An elf is a mythical creature/creature of Germanic mythology/paganism which still survives in northern European folklore. In Norse mythology they were originally a race of minor gods of nature and fertility. Elves are often pictured as youthful-seeming men and women of great beauty living in forests and other natural places, underground, or in wells and springs. They have been portrayed to be long-lived or immortal and they have magical powers attributed to them.
Following the success of J.R.R. Tolkien‘s epic work based on ancient English culture The Lord of the Rings—wherein a wise, angelic people named elves play a significant role—they have become staple characters of modern fantasy.

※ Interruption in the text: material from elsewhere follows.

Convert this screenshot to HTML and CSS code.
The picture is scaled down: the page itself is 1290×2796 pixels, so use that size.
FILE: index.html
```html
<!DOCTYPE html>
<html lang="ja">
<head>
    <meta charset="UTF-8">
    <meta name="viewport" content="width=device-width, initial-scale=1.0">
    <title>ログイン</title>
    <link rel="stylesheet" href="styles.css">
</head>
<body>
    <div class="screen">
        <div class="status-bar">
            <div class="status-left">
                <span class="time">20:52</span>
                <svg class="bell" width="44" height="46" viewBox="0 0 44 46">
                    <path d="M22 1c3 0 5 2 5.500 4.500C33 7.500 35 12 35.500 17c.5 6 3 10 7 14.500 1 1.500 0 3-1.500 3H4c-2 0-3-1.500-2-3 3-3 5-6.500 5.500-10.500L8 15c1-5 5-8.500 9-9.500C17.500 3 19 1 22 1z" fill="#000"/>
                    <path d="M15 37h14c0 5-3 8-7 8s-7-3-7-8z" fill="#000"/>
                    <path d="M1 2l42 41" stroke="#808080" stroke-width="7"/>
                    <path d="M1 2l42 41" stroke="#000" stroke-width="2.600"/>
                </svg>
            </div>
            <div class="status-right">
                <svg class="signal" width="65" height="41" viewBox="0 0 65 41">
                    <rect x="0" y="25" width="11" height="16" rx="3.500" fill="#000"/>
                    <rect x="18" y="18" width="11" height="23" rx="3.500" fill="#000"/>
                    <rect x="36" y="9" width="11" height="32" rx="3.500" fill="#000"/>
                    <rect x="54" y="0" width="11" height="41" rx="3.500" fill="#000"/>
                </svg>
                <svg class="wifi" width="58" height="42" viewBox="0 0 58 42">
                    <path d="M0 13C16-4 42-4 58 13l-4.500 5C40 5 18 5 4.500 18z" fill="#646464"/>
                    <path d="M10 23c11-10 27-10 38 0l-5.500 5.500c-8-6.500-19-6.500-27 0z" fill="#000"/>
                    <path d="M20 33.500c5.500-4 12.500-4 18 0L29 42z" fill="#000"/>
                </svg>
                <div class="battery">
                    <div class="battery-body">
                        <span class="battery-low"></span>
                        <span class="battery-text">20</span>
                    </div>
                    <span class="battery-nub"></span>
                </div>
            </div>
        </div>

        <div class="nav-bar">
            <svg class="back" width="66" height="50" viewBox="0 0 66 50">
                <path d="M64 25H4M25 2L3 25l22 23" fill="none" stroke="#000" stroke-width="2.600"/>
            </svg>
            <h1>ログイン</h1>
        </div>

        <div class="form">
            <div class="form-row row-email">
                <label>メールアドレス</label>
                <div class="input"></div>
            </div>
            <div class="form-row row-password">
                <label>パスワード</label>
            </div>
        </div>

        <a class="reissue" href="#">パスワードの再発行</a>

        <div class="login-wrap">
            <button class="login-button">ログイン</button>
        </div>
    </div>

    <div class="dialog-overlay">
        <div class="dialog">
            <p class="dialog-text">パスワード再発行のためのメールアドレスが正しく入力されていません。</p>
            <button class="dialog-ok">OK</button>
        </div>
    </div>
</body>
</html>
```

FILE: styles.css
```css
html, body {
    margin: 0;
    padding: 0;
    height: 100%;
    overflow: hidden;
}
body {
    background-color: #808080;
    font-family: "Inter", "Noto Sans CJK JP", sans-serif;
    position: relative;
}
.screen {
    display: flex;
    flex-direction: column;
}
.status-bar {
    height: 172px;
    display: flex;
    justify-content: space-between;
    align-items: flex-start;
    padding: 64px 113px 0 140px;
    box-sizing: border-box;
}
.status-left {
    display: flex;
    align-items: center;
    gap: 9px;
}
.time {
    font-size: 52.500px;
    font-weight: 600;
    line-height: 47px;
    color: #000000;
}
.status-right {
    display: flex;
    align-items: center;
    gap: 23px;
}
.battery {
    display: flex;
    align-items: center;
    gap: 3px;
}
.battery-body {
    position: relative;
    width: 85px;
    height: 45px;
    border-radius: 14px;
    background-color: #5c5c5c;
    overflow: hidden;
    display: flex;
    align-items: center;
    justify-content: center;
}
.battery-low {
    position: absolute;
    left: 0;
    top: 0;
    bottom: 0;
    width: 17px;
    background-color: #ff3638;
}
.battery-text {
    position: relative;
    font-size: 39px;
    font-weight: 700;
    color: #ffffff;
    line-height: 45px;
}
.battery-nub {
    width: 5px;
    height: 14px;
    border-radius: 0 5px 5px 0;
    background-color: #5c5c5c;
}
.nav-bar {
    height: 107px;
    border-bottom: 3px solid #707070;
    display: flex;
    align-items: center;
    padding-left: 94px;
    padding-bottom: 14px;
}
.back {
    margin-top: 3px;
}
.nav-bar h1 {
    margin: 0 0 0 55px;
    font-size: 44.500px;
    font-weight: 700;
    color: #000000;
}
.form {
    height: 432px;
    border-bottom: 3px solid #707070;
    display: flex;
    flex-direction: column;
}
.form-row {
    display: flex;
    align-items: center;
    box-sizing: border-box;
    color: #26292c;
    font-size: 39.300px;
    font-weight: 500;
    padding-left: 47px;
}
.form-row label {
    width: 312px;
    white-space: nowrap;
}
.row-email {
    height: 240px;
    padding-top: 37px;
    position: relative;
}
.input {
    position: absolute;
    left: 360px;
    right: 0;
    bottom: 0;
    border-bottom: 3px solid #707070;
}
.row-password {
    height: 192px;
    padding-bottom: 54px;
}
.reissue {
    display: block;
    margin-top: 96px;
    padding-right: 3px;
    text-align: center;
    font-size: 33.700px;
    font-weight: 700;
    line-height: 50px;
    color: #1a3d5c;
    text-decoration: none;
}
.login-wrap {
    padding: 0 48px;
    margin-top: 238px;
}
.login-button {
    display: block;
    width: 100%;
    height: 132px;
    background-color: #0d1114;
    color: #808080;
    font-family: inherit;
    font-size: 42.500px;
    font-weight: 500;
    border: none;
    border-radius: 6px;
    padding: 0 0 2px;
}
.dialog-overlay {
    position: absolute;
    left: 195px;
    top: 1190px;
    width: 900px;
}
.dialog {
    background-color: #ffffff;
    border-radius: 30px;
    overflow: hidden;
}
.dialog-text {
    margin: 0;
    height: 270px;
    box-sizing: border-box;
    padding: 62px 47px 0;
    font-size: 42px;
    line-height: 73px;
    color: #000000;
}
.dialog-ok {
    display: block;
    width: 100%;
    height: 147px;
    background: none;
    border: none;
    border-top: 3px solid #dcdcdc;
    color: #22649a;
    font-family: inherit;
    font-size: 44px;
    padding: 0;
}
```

Elf can be pluralized both as elves and elfs. Something associated with elves or the qualities of elves is described by the adjectives elven, elvish, elfin or elfish. A convention of modern fantasy usage is: the v in elven or elvish refers to human-sized elves (who correspond more closely to the mythology of the Viking Era), whereas the f in elfin or elfish refers to tiny-sized elfs (who correspond more closely to the folklore of the Renaissance and Romantic Eras). They are also called:
Germany: Elfen, Elben and Alben
Great Britain: addler (obsolete)
Netherlands: Elfen, Alfen, Elven
Denmark: alfer, elvere, elverfolk, ellefolk or huldrer.
Iceland: álfar, álfafólk and huldufólk (hidden people)
Norway: alver, alfer or elvefolk
Sweden: alfer, alver or älvor
France: Elfe, Elfes
Brazil: Elfo, Elfos
Spain: Duende, Duendes; Elfo, Elfos
After much debate, the consensus is elf, álf and related words derive from the Proto-Indo-European root *albh meaning «white», whence also the Latin albus «white», whence Portuguese and English albino.
Likely, the ancient name refers to the «ghostly white apparations» of the elf-spirits: perhaps transparent.